Il 10 luglio del 2013 Millsap, dopo sette anni passati ai Jazz, decide di accettare un contratto biennale di Atlanta. Agli Hawks ritrova l’ex guardia tiratrice dei Jazz Kyle Korver, stringe un ottimo legame con il centro atipico Al Horford, con cui forma una valida coppia di lunghi capace di dividersi efficacemente i compiti in attacco e in difesa e trova nel basket predicato da Mike Budenholzer il modo di esprimere al meglio le sue capacità. In una squadra dove tutti giocatori sono specializzati in un determinato compito e senza una superstar che necessiti di attenzioni privilegiate da parte dell’allenatore, il gioco degli Hawks spicca il volo e Millsap, a seguito degli ottimi risultati, ottiene la convocazione all’All Star Game (seppur come riserva). Pur con una prematura eliminazione dai Playoff (in gara 7 contro Indiana), gli Hakws arrivano al 2015 come una delle superpotenze dell’Est, e dopo una stagione regolare da 60 vittorie (record di franchigia), si spingono fino alle finali di Conference, dove si imbattono nei Cleveland Cavaliers di LeBron James. Budenholzer consegna le chiavi dell’attacco della squadra a Jeff Teague e affida la marcatura del Prescelto proprio al suo numero 4, ma alla fine sarà Cleveland a vincere la serie in quattro, risultato che si ripeterà pure l’anno successivo in semifinale di Conference.

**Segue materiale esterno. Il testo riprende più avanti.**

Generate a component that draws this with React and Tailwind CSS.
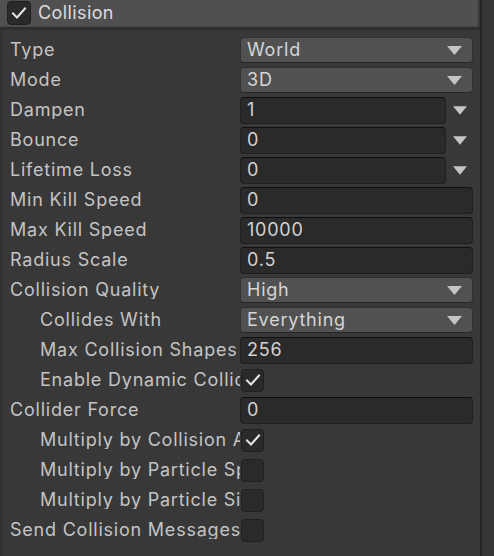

All Star negli ultimi tre anni, fra i lunghi in attività secondo solo a DeMarcus Cousins per numero di palle rubate e colonna portante dei Falchi di Atlanta (primo della squadra in Real Plus-Minus, PER e True Shooting Percentage), sebbene non sia il leader emotivo della squadra (citofonare Dwight Howard) Paul Millsap è senza dubbio uno dei giocatori di cui Budenholzer e gli Hawks hanno bisogno per vincere. Un giocatore che non fa mai parlare di sé, che raramente ti rende partecipe delle sue emozioni, perché per lui il gioco è semplicemente un lavoro. E lì, con la sua aurea mediocritas, Paul continua a stupirci ogni giorno, ricordandoci di quanto a volte non eccellere basti per essere i migliori.